L’ensemble de ces mesures ainsi que celles prises en vue de l’amélioration des conditions d’exécution du Service militaire conduit évidemment à un accroissement du titre III par rapport au titre V. Mais la notion d’équilibre entre les crédits de paiement des deux titres, qui passait pour une norme au moment du lancement des premiers plans militaires d’équipement, notamment avec l’accession à l’armement nucléaire, a tendance à s’estomper. Obtenu à partir de 1965, cet équilibre n’a pas été poursuivi au-delà de 1969. L’examen de budgets militaires étrangers fait apparaître que de nombreux pays n’attachent pas d’importance à cette notion. En fait, pour 1974, le pourcentage entre les deux titres se situe au niveau de ce qu’il était en 1971 et 1972.

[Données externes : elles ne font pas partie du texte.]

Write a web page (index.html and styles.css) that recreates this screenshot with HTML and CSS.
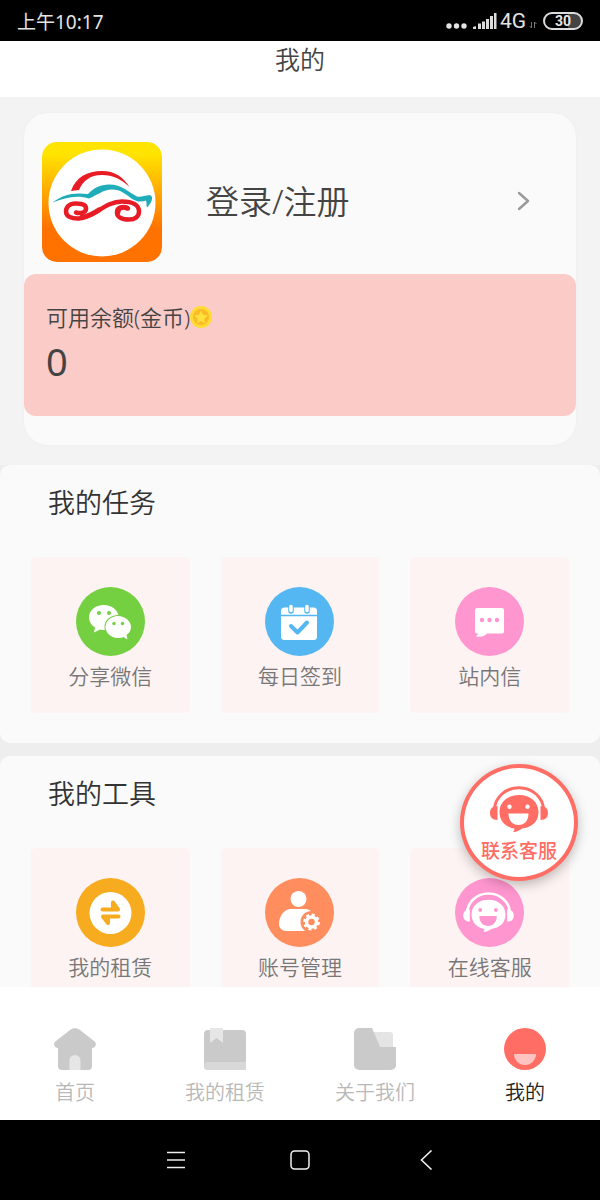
FILE: index.html
```html
<!DOCTYPE html>
<html lang="zh-CN">
<head>
<meta charset="utf-8">
<meta name="viewport" content="width=device-width, initial-scale=1">
<title>我的</title>
<link rel="stylesheet" href="styles.css">
</head>
<body>
<svg class="defs" aria-hidden="true">
  <symbol id="agent" viewBox="0 0 58 46">
    <path d="M4.500 24A24.500 22.300 0 0 1 53.500 24" fill="none" stroke="currentColor" stroke-width="3"/>
    <path d="M7.500 20v14C2 34 0 31 0 27s2-7 7.500-7zM50.500 20v14c5.500 0 7.500-3 7.500-7s-2-7-7.500-7z" fill="currentColor"/>
    <path fill-rule="evenodd" fill="currentColor" d="M29 9C17.500 9 9.500 16 9.500 26c0 9 6 15 14.500 16.500c1 1 0 2-1 3.500c4 0 7-2 9-3.500c10-1 16.500-7 16.500-16.500c0-10-8-17-19.500-17zM19.500 18.500a2.200 2.200 0 1 1 0 4.400a2.200 2.200 0 1 1 0-4.400zM37.500 18.500a2.200 2.200 0 1 1 0 4.400a2.200 2.200 0 1 1 0-4.400zM18.500 27.500h20c0 7-4 11.500-10 11.500s-10-4.500-10-11.500z"/>
  </symbol>
</svg>
<div class="screen">
  <div class="status">
    <span class="time">上午10:17</span>
    <div class="signals">
      <svg width="21" height="20" viewBox="0 0 21 20" fill="#e4e4e4"><circle cx="3" cy="15" r="2.700"/><circle cx="10.500" cy="15" r="2.700"/><circle cx="18" cy="15" r="2.700"/></svg>
      <svg class="bars" width="24" height="20" viewBox="0 0 24 20" fill="#dcdcdc"><path d="M0 18v-2l3-1v3zM5 12.500h3V18H5zM9 10.500h3V18H9zM13 8h3v10h-3zM17 5h3v13h-3zM21 2h2.500v16H21z"/></svg>
      <span class="network">4G</span>
      <svg width="8" height="20" viewBox="0 0 8 20" fill="none" stroke="#777"><path d="M2.500 11v6M2.500 17l-2-2M5.500 17v-6M5.500 11l2 2"/></svg>
      <span class="battery">30</span>
    </div>
  </div>

  <header class="topbar"><h1>我的</h1></header>

  <main class="content">
    <section class="profile">
      <div class="card">
        <a class="login" href="#">
          <svg class="logo" viewBox="0 0 120 120">
            <defs><linearGradient id="sun" x1="0" y1="0" x2="0" y2="1"><stop offset=".1" stop-color="#ffe400"/><stop offset=".4" stop-color="#ffac00"/><stop offset=".72" stop-color="#ff7200"/></linearGradient></defs>
            <rect width="120" height="120" rx="15" fill="url(#sun)"/>
            <circle cx="60" cy="61" r="53.500" fill="#fff"/>
            <path d="M29 49C34 35 45 29 60 29c13 0 21 6 27.500 16C79 37 71 33 60 33c-12 0-19 6-23 15z" fill="#e81c24"/>
            <path d="M10.500 60.500C20 53 31 50 46 52c6-6 12-9.500 21-9.500c13 0 20 8 28 12c5 1 9-2 14-1c3 3-1 9-4 12c-1-2 0-5-1-7c-5 2-9 1-13-1c-7-5-12-10-21-10c-9 0-15 6-23 9c-12-4-24-1-36.500 4z" fill="#20acb8"/>
            <path d="M34 70.500c5 1.500 10 0 10-4c0-4-5-5-10-5c-7 0-10 4-10 8c0 5 6 7.500 13 7c15-1 26-17 43-17c11 0 17 4 17 10c0 5-4 8-10 8c-8 0-12-3-12-7c0-5 5-6.500 11-4" fill="none" stroke="#e81c24" stroke-width="4.500" stroke-linecap="round"/>
            <path d="M76 70c0-4 5-6 9-4M40 75c6 0 12-4 17-7" fill="none" stroke="#e81c24" stroke-width="5" stroke-linecap="round"/>
          </svg>
          <span class="login-text">登录/注册</span>
          <svg class="chevron" width="14" height="20" viewBox="0 0 14 20" fill="none" stroke="#999" stroke-width="2.400" stroke-linecap="round" stroke-linejoin="round"><path d="M2 2l9 8-9 8"/></svg>
        </a>
        <div class="balance">
          <div class="balance-label">可用余额(金币)<svg width="22" height="22" viewBox="0 0 22 22"><circle cx="11" cy="11" r="11" fill="#fddc35"/><circle cx="11" cy="11" r="8" fill="#fdb927"/><path d="M11 4.500l2 4.300 4.700.6-3.400 3.300.8 4.700-4.100-2.300-4.100 2.300.8-4.700-3.400-3.300 4.700-.6z" fill="#ffe23c"/></svg></div>
          <div class="balance-value">0</div>
        </div>
      </div>
    </section>

    <section class="group">
      <h2>我的任务</h2>
      <div class="tiles">
        <a class="tile" href="#">
          <svg class="icon" viewBox="0 0 69 69"><circle cx="34.500" cy="34.500" r="34.500" fill="#74d041"/>
            <path d="M28 18c-9 0-15 5.500-15 12.500c0 4 2 7.500 6 10L18 45.500l6-3c2 .5 4 .6 6 .5L43 30C42 23 36 18 28 18z" fill="#fff"/>
            <ellipse cx="42" cy="40" rx="13.500" ry="12" fill="#74d041"/>
            <path d="M42 29c-7 0-12.500 5-12.500 11S35 51 42 51c2 0 4-.3 5.500-1l4 2.500-1-4.500c3-2 4.500-5 4.500-8c0-6-6-11-13-11z" fill="#fff"/>
            <g fill="#74d041"><circle cx="23" cy="26" r="2"/><circle cx="33" cy="26" r="2"/><circle cx="38" cy="36.500" r="1.700"/><circle cx="46.500" cy="36.500" r="1.700"/></g></svg>
          <span>分享微信</span>
        </a>
        <a class="tile" href="#">
          <svg class="icon" viewBox="0 0 69 69"><circle cx="34.500" cy="34.500" r="34.500" fill="#55b7f1"/>
            <rect x="16" y="20.500" width="36" height="32.500" rx="3.500" fill="#fff"/><path d="M16 28.500h36" stroke="#55b7f1" stroke-width="1.300"/>
            <path d="M26 20v4M42 20v4" stroke="#55b7f1" stroke-width="5.500" stroke-linecap="round"/><path d="M26 19.500v4M42 19.500v4" stroke="#fff" stroke-width="3.500" stroke-linecap="round"/>
            <path d="M26 39l6.500 6.500L42 35.500" fill="none" stroke="#55b7f1" stroke-width="4" stroke-linecap="round" stroke-linejoin="round"/></svg>
          <span>每日签到</span>
        </a>
        <a class="tile" href="#">
          <svg class="icon" viewBox="0 0 69 69"><circle cx="34.500" cy="34.500" r="34.500" fill="#ff96cf"/>
            <path d="M22 21h25a2 2 0 0 1 2 2v21.500a2 2 0 0 1-2 2H32c-2 2.500-6 4-11 3l2.500-3H22a2 2 0 0 1-2-2V23a2 2 0 0 1 2-2z" fill="#fff"/>
            <g fill="#ff96cf"><circle cx="27" cy="33" r="2.200"/><circle cx="34.500" cy="33" r="2.200"/><circle cx="42" cy="33" r="2.200"/></g></svg>
          <span>站内信</span>
        </a>
      </div>
    </section>

    <section class="group">
      <h2>我的工具</h2>
      <div class="tiles">
        <a class="tile" href="#">
          <svg class="icon" viewBox="0 0 69 69"><circle cx="34.500" cy="34.500" r="34.500" fill="#f7ab1f"/><circle cx="34.500" cy="35" r="21" fill="#fff"/>
            <path d="M26.500 31.500H42L37 24.500V31M42.500 38.500H27l5 6.500V39" fill="none" stroke="#f7ab1f" stroke-width="4" stroke-linecap="round" stroke-linejoin="round"/></svg>
          <span>我的租赁</span>
        </a>
        <a class="tile" href="#">
          <svg class="icon" viewBox="0 0 69 69"><circle cx="34.500" cy="34.500" r="34.500" fill="#ff8d5e"/>
            <circle cx="33.500" cy="21" r="8" fill="#fff"/><path d="M26 31h14c3 0 5 1 7 3v19H21c-4 0-7-3-7-7c0-8 5-15 12-15z" fill="#fff"/>
            <circle cx="46.500" cy="44" r="11" fill="#ff8d5e"/><circle cx="46.500" cy="44" r="5" fill="none" stroke="#fff" stroke-width="3.500"/>
            <circle cx="46.500" cy="44" r="7.200" fill="none" stroke="#fff" stroke-width="2.400" stroke-dasharray="3 2.650"/></svg>
          <span>账号管理</span>
        </a>
        <a class="tile" href="#">
          <svg class="icon" viewBox="0 0 69 69"><circle cx="34.500" cy="34.500" r="34.500" fill="#ff96cf"/><use href="#agent" x="8" y="14" width="51" height="40" color="#fff"/></svg>
          <span>在线客服</span>
        </a>
      </div>
    </section>
  </main>

  <nav class="tabs">
    <a href="#"><svg width="42" height="42" viewBox="0 0 42 42"><path d="M16 2c3-2.500 7-2.500 10 0l14 11c4 3 1 7-2 7v18a4 4 0 0 1-4 4H8a4 4 0 0 1-4-4V20c-3 0-6-4-2-7z" fill="#cacaca"/><path d="M15.500 42V32.500a5.500 5.500 0 0 1 11 0V42z" fill="#e6e6e6"/></svg><span>首页</span></a>
    <a href="#"><svg width="42" height="42" viewBox="0 0 42 42"><path d="M4 2h34a4 4 0 0 1 4 4v36H4a4 4 0 0 1-4-4V6a4 4 0 0 1 4-4z" fill="#cacaca"/><path d="M42 34H4a4 4 0 0 0-4 4a4 4 0 0 0 4 4h38z" fill="#d8d8d8"/><path d="M6 0h13v15l-6.500-5L6 15z" fill="#e6e6e6"/></svg><span>我的租赁</span></a>
    <a href="#"><svg width="42" height="42" viewBox="0 0 42 42"><path d="M17 4h19a3 3 0 0 1 3 3v14H20z" fill="#e4e4e4"/><path d="M5 0h13l8 19h16v18a5 5 0 0 1-5 5H5a5 5 0 0 1-5-5V5a5 5 0 0 1 5-5z" fill="#cacaca"/></svg><span>关于我们</span></a>
    <a class="active" href="#" aria-current="page"><svg width="42" height="42" viewBox="0 0 42 42"><circle cx="21" cy="21" r="21" fill="#ff6d64"/><path d="M10 26h22a11 11 0 0 1-22 0z" fill="#ffc4c1"/></svg><span>我的</span></a>
  </nav>

  <div class="system">
    <button aria-label="菜单"><svg width="20" height="20" viewBox="0 0 20 20" stroke="#eee" stroke-width="1.500"><path d="M1 2.500h18M1 10h18M1 17.500h18"/></svg></button>
    <button aria-label="主屏幕"><svg width="20" height="20" viewBox="0 0 20 20" fill="none" stroke="#eee" stroke-width="1.500"><rect x="1" y="1" width="18" height="18" rx="3.500"/></svg></button>
    <button aria-label="返回"><svg width="20" height="20" viewBox="0 0 20 20" fill="none" stroke="#eee" stroke-width="1.600"><path d="M17.500 .5L7.500 10l10 9.500"/></svg></button>
  </div>

  <button class="support"><svg width="58" height="46"><use href="#agent"/></svg><span>联系客服</span></button>
</div>
</body>
</html>
```
FILE: styles.css
```css
* {
  box-sizing: border-box;
}

body,
h1,
h2 {
  margin: 0;
}

body {
  font-family: "Noto Sans", "Noto Sans CJK SC", sans-serif;
  font-weight: 350;
  color: #444;
}

a {
  color: inherit;
  text-decoration: none;
}

button {
  padding: 0;
  border: 0;
  background: none;
  font: inherit;
}

svg {
  display: block;
  flex: none;
}

.defs {
  position: absolute;
  width: 0;
  height: 0;
}

.screen {
  position: relative;
  display: flex;
  flex-direction: column;
  height: 100vh;
  overflow: hidden;
}

.status {
  display: flex;
  flex: none;
  align-items: center;
  justify-content: space-between;
  height: 41px;
  padding: 0 17px;
  background: #000;
  color: #e4e4e4;
}

.time {
  font-size: 19px;
  font-weight: 400;
}

.signals {
  display: flex;
  align-items: center;
  gap: 3px;
}

.bars {
  margin-left: 3px;
}

.network {
  font-family: Roboto, sans-serif;
  font-size: 21px;
  font-weight: 400;
}

.battery {
  display: flex;
  align-items: center;
  justify-content: center;
  width: 40px;
  height: 18px;
  margin-left: 3px;
  border: 2px solid #dcdcdc;
  border-radius: 9px;
  background: linear-gradient(90deg, #000 65%, #444 65%);
  font-family: Roboto, sans-serif;
  font-size: 14px;
  font-weight: 700;
}

.topbar {
  flex: none;
  height: 56px;
  background: #fff;
  text-align: center;
}

.topbar h1 {
  font-size: 25px;
  font-weight: 350;
  line-height: 36px;
}

.content {
  flex: 1;
  min-height: 0;
  overflow: hidden;
  background: #eee;
}

.profile {
  padding: 16px 24px 20px;
  background: #f3f3f3;
}

.card {
  padding-bottom: 29px;
  border-radius: 24px;
  background: #fafafa;
  box-shadow: 0 0 2px #f3e6e6;
}

.login {
  display: flex;
  align-items: center;
  padding: 29px 45px 12px 18px;
}

.logo {
  width: 120px;
  height: 120px;
}

.login-text {
  flex: 1;
  margin-left: 44px;
  font-size: 33px;
  line-height: 48px;
}

.chevron {
  margin-bottom: 3px;
}

.balance {
  padding: 27px 22px;
  border-radius: 12px;
  background: #fbcbc8;
}

.balance-label {
  display: flex;
  align-items: center;
  font-size: 22px;
  line-height: 32px;
}

.balance-value {
  font-size: 38px;
  font-weight: 400;
  line-height: 56px;
}

.group {
  padding: 0 31px 30px;
  border-radius: 10px;
  background: #fafafa;
}

.group + .group {
  margin-top: 13px;
}

.group h2 {
  padding: 0 17px 16px;
  font-size: 27px;
  font-weight: 350;
  line-height: 76px;
  color: #333;
}

.tiles {
  display: grid;
  grid-template-columns: repeat(3, 1fr);
  gap: 31px;
}

.tile {
  display: flex;
  flex-direction: column;
  align-items: center;
  gap: 4px;
  padding: 30px 0 21px;
  border-radius: 5px;
  background: #fdf3f2;
  font-size: 21px;
  line-height: 32px;
  color: #777;
}

.icon {
  width: 69px;
  height: 69px;
}

.tabs {
  display: flex;
  flex: none;
  height: 133px;
  padding-top: 41px;
  background: #fff;
}

.tabs a {
  display: flex;
  flex: 1;
  flex-direction: column;
  align-items: center;
  gap: 7px;
  font-size: 20px;
  line-height: 32px;
  color: #b8b8b8;
}

.tabs .active {
  color: #222;
}

.system {
  display: flex;
  flex: none;
  align-items: center;
  justify-content: center;
  gap: 104px;
  height: 80px;
  background: #000;
}

.support {
  position: absolute;
  right: 22px;
  bottom: 319px;
  display: flex;
  flex-direction: column;
  align-items: center;
  width: 118px;
  height: 117px;
  padding-top: 18px;
  border: 4px solid #ff6d64;
  border-radius: 50%;
  background: #fff;
  box-shadow: 0 4px 12px rgba(0, 0, 0, 0.25);
  font-size: 19px;
  font-weight: 500;
  line-height: 38px;
  color: #ff6d64;
}
```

Sur le plan des effectifs, comme l’avait annoncé le ministre des Armées le 13 mai 1973 à Lille au Congrès annuel des officiers de réserve, le projet de budget consacre l’arrêt de la politique de déflation mais ne comporte pas de création d’emplois à l’exception de 2 200 postes de gendarmes, dont 1 000 gendarmes auxiliaires, destinés à permettre à cette arme de faire face à l’accroissement continu de ses tâches civiles.
La répartition des crédits entre les différentes sections fait d’ailleurs apparaître, par rapport à la croissance générale du budget, une progression plus forte pour la Gendarmerie, normale pour les Armées de terre et de l’air et quelque peu inférieure pour la part de la Marine.
En plus de sa présentation classique par sections et chapitres, le projet de budget des Armées fait l’objet d’une présentation sous forme de budget de programmes qui revêt cette année un aspect officiel contrairement au caractère documentaire au titre duquel cette présentation a été effectuée à l’occasion des projets de budget 1972-1973. ♦
(1) 13 tirs souterrains sur un total de 477 et 30 tirs aériens sur 392.
(2) Moins de 10 mégatonnes contre plus de 500.
(3) On peut se procurer le Livre blanc sur les expériences nucléaires en s’adressant au Service d’information et de relations publiques des armées (Sirpa) – 231, boulevard Saint-Germain 75997 PARIS ARMÉES.